Prix du Public de Gerardmer en 2010, ce film québécois de Éric Tessier a été tourné en collaboration avec le romancier Patrick Sénécal, dont l’œuvre a directement inspiré le métrage. Dans le film comme le roman, un étudiant est pris en otage par une famille, dont le père d’apparence insipide, prend très à cœur sa mission de justicier.
Vivace et imprévisible, le résultat est le fruit d’un parti-pris radical. Nous passons deux heures d’une banalité aberrante au sein de cette tribu tarée, enchaînant les face-à-face bigger-than-life et les petits événements légèrement surréalistes. La famille est au bord de l’implosion, tandis que Yannick noue des contacts subtils et contradictoires avec ses hôtes, tentant notamment d’amadouer la mère dépendante.

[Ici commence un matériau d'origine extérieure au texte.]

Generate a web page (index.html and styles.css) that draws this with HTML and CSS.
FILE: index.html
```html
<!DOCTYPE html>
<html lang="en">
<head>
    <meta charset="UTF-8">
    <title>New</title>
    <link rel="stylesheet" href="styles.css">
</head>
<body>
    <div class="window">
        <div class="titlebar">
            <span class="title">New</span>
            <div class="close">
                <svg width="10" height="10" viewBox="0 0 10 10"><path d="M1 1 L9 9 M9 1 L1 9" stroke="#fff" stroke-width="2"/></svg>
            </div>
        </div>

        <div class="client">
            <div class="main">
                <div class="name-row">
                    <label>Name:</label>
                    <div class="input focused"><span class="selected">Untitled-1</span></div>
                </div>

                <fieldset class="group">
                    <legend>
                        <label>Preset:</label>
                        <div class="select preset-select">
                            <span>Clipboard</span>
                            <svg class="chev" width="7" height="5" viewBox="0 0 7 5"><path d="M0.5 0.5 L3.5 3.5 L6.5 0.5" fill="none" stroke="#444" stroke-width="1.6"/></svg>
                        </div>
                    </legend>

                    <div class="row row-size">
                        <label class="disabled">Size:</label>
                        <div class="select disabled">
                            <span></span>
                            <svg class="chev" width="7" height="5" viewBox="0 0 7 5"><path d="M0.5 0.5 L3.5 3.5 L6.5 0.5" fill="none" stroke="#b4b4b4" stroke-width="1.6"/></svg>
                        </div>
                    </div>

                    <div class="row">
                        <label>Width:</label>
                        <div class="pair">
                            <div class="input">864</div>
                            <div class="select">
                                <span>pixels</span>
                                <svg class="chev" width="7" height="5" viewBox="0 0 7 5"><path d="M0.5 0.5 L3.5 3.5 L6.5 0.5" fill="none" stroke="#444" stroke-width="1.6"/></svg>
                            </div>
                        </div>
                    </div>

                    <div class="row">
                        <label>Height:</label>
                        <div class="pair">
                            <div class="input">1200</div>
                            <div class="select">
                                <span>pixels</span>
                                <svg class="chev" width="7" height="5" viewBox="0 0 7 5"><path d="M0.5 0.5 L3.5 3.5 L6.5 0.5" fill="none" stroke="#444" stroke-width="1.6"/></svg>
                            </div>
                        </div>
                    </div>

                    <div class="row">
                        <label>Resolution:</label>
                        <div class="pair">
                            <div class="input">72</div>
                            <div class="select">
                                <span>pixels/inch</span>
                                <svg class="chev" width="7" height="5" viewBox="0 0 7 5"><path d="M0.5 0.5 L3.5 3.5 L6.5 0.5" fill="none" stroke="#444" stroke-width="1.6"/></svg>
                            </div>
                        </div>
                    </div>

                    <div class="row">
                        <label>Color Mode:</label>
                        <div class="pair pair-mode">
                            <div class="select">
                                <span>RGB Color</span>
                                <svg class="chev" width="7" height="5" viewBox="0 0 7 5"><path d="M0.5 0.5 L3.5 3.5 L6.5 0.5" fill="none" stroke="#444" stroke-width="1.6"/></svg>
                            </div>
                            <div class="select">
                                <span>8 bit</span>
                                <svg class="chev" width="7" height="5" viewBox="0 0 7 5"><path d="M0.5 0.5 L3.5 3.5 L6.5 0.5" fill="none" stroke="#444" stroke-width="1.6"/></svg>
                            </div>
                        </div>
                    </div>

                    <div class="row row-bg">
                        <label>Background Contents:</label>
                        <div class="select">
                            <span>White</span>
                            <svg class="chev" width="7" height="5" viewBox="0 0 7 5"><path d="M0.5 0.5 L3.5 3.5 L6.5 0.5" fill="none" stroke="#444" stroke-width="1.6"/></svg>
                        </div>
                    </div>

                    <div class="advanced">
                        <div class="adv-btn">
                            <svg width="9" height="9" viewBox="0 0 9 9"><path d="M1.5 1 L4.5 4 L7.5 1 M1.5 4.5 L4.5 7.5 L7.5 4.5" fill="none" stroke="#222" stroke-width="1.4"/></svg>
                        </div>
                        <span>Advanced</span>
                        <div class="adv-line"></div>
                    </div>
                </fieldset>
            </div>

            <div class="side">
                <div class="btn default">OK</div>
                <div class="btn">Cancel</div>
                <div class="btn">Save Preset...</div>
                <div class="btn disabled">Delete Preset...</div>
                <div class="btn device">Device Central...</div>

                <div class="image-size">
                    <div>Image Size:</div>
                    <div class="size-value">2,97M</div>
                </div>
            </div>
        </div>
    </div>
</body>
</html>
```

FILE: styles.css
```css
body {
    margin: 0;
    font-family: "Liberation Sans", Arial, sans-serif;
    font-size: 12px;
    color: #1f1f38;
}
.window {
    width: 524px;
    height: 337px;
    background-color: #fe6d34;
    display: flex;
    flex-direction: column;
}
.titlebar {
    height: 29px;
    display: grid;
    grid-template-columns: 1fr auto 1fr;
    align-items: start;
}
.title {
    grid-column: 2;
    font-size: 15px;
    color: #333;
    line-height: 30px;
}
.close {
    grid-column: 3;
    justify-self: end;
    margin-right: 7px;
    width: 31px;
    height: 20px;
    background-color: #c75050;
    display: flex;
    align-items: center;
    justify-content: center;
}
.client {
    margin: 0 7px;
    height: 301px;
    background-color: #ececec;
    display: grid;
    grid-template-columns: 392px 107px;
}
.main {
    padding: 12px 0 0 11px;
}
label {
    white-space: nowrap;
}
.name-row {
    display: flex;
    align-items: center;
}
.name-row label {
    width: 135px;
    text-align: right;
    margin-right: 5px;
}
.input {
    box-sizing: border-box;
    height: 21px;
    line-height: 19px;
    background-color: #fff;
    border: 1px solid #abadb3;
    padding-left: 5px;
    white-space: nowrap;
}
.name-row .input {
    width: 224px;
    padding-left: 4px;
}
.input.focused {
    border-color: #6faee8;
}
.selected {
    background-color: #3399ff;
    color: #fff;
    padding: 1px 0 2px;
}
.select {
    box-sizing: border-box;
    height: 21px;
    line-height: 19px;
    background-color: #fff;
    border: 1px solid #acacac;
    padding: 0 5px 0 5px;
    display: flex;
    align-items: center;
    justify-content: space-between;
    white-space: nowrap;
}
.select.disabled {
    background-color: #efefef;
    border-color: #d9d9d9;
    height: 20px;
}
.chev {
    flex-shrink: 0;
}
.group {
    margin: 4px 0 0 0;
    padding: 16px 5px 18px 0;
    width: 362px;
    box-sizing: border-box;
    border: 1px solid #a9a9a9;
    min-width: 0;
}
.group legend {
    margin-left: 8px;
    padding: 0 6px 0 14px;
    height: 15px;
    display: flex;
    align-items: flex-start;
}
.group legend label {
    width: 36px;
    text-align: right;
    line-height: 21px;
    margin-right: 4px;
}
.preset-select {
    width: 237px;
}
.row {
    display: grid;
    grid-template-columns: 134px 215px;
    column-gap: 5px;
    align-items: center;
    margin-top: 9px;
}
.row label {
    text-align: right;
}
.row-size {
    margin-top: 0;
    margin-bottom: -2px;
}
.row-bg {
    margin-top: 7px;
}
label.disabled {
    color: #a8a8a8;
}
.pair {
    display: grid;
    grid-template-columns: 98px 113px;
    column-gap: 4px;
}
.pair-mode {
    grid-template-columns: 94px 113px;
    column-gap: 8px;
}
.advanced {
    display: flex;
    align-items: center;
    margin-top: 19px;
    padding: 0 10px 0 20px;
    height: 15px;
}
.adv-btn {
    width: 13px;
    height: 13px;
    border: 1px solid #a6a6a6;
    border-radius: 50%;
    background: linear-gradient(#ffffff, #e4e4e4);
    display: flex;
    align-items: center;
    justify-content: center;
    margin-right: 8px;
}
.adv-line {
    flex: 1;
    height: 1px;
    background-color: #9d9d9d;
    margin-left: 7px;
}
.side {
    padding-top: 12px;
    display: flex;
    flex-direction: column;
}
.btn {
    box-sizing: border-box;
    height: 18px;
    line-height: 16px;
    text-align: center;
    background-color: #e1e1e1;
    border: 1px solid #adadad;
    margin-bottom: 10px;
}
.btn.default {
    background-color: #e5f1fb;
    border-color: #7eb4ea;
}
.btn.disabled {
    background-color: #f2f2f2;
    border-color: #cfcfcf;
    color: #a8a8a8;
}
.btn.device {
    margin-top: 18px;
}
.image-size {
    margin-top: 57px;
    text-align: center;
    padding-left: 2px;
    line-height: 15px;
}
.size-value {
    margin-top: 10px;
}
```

On peut rester pantois, d’autant que le film s’éparpille (incrustations fantastiques, bizarreries permanentes) puis resserre l’étau, toujours en se donnant comme un témoignage issu d’une galaxie parallèle ; mais certainement pas froid, tant Rue des Ormes s’assimile à un laboratoire psychologique sans la moindre distance avec son sujet. Une logique se découvre progressivement autour de ce combat illuminé pour le Bien et de cette histoire de séquestrations plus ou moins consenties.
Malheureusement, Marc-André Grondin (vu dans C.R.A.Z.Y) campe un personnage décevant dès le départ, apparaissant comme le "jeune" de BD ringarde. Résumable à ses pathétiques »fuck » en réponse à toutes choses et à sa tête de grunge apathique, il n’inspire aucune affection, les auteurs eux-mêmes semblant ne l’envisager que comme un cobaye. Malgré les avancées du film et la complexité accordée à chacun des protagonistes, cette limite concernant le héros restera, privant d’une attache qui serait décisive pour adhérer à ce projet décalé.
Entre Bernie, Canine et les travaux de Bouli Lanners, un thriller ironique avec une atmosphère spécifique, jamais glauque ni même tellement inquiétante malgré son sujet.